Tuesday, October 16, 2007

A "Misty mountain top" - Led Zepplin.



Be that as it may, last Friday's close (B) squeezed the sh*t out of the shorts, until it's oozing out from the ears!Even though it was only an inside day, it felt like another barn burner, didn't it? Wow! But, if the close could talks, Monday's open (C)swore a blue streak. How so? As anticipated, there was a better than average likelihood that given Thursday's large range reversal(A) or Lightening Rod (LROD, large range outside day down) that Friday was just a pause day(B), before continuation in the direction of Thursday's(A) thrust down.

The S&P was shouting and swearing for a short to be initiated on Monday morning. Why? Well, the daily swing chart turned down on Thursday's key reversal(A). When the daily swing chart turned back up on Monday morning(C) on trade above Friday's high(B), the market turned limp and rolled over. This is one of the best tools I know of for determining the trend on any time frame. If the daily trend was still powerfully up in runaway takeoff mode, the S&P would not have buckled on Monday(C) morning's turn up. If Thursday's reversal(A) from my 1576 pivot was in fact significant, a daily swing chart turn up on Monday(C) should have defined a high if a turning point was at hand. This is exactly what occurred. In fact not only did the turn up of the daily chart define a high but downside acceleration ensued! Hak!

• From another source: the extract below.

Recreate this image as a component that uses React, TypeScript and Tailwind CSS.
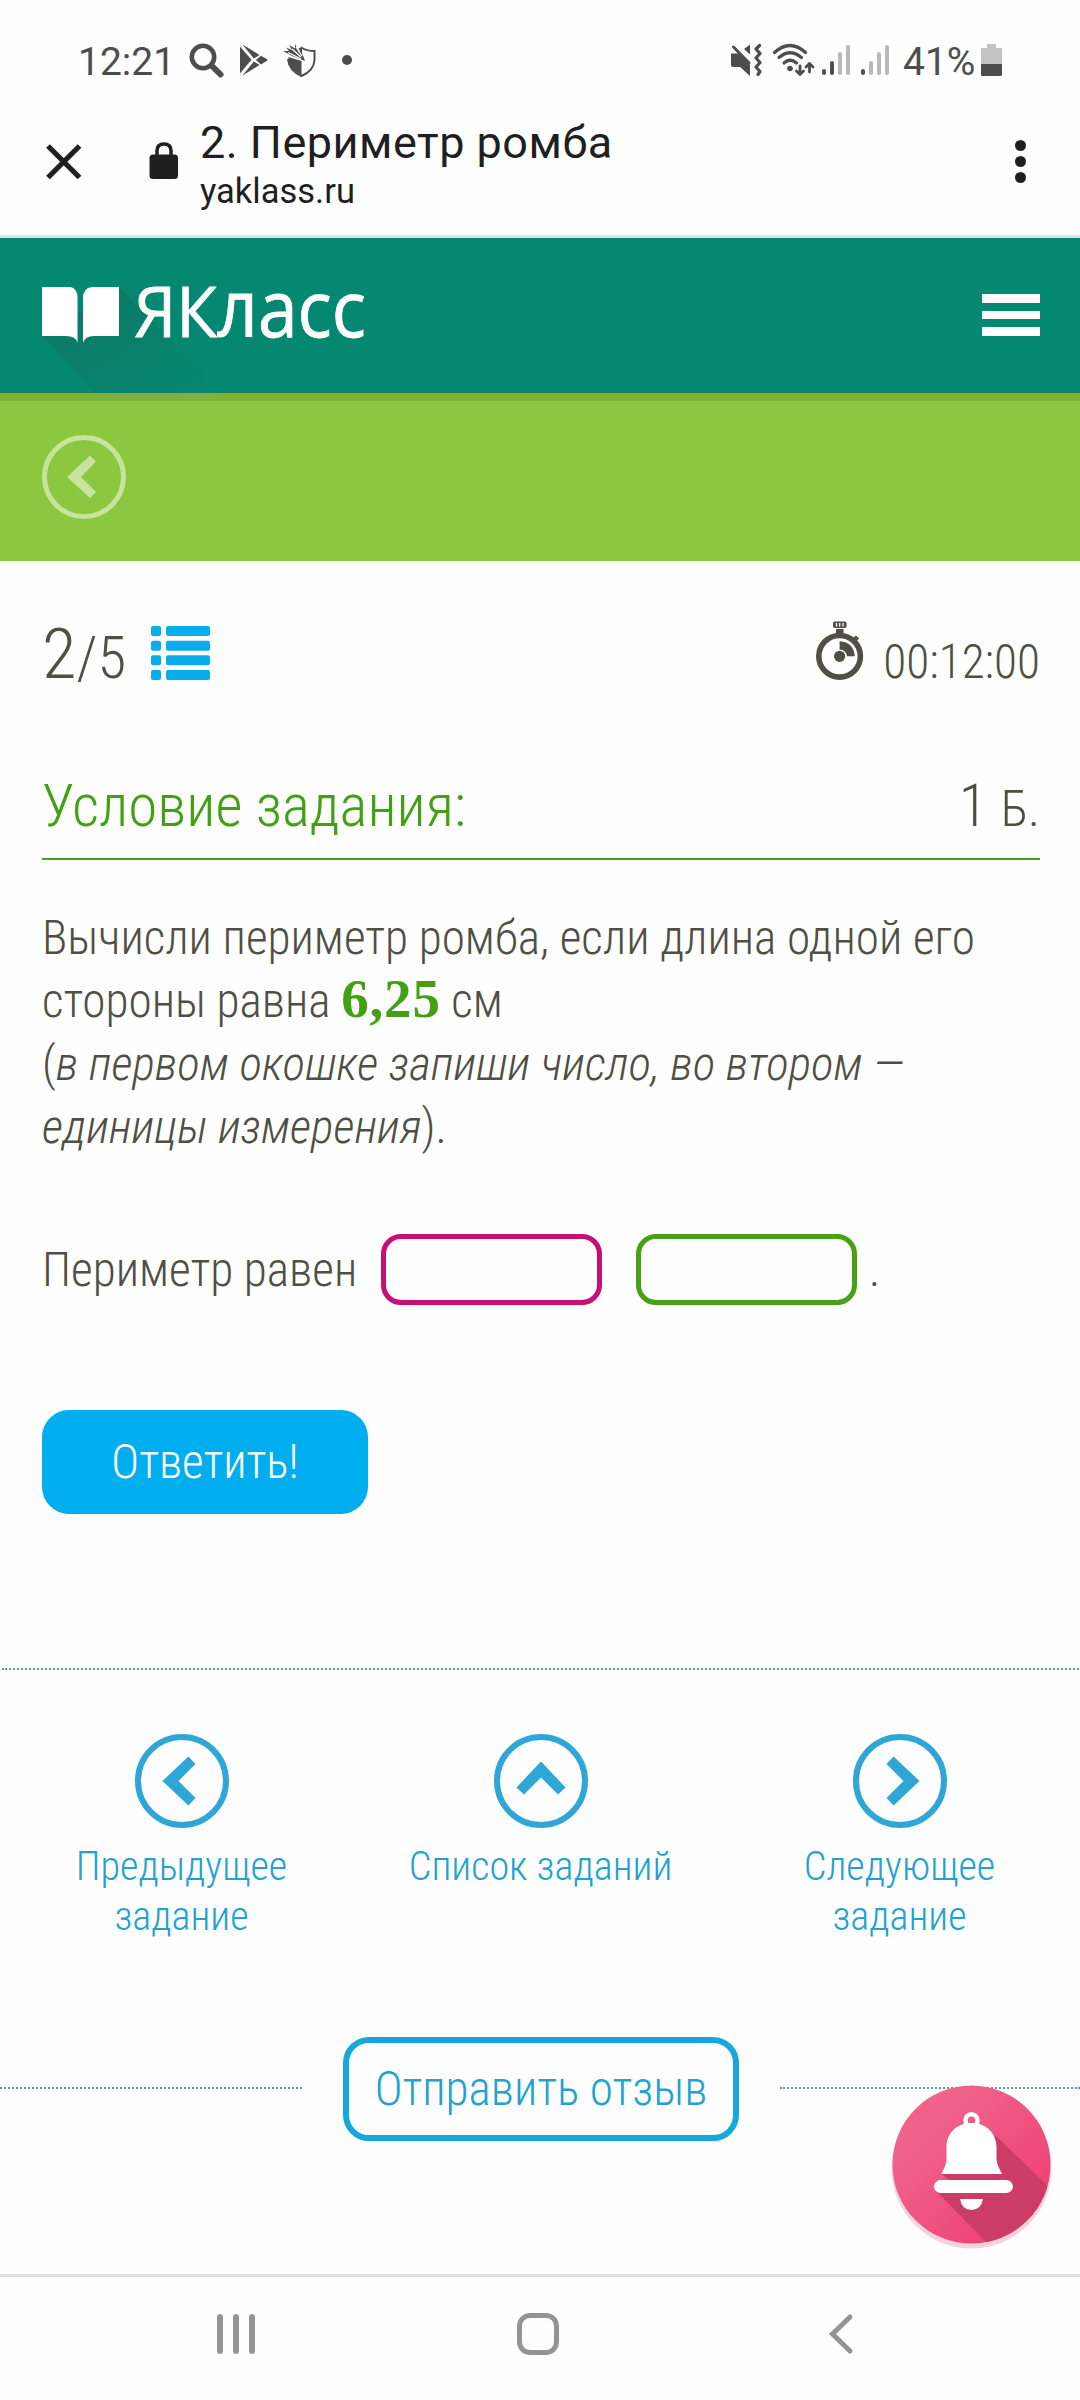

If the trend were strongly up I suspect the S&P would not have continued to accelerate lower once the Weekly Swing Chart turned down on trade below last week's low of 1546.70.

As you know, Thursday's reversal occurred at an important level, a very important level. The 1576 high is a key six 'squares' of 360 degrees up from the bear market low of 768. Lai...!!Interestingly, rounding off the square root of that bear market low is 28 or the moon cycle of 28 days. The ancients told time by the moon or month while we use the sun.

In addition, 1576 was tagged in the vicinity of the anniversary of some important highs and lows such as the 2002 low, the 1989 low and the 1990 low. Could it be that the market has peaked on the week of the 20th anniversary of the 1987 low when counter-intuitively many, including myself, were expecting some kind of low in this time frame when selling erupted this past July?

Wouldn't it be ironic if a test failure was playing out in October just when the Street had sailed through the worst market month, September, a credit crisis, exploding oil and an imploding dollar, just when the majority on the Street were convinced that the worst was behind us, that we were out of the woods? Just askin'.

So, although it is certainly too early to say the bullet has hit the bone, two real bad-boys distribution days out of the last three sessions have occurred since the S&P hit 1576. Coincidence? Perhaps.

Unless the old levels, 1555/1556, is recaptured/reclaimed, I would be cautious about chasing the longside here as October has a nasty reputation as a cruel bad-boy and a penchant for busting parabolic piƱatas!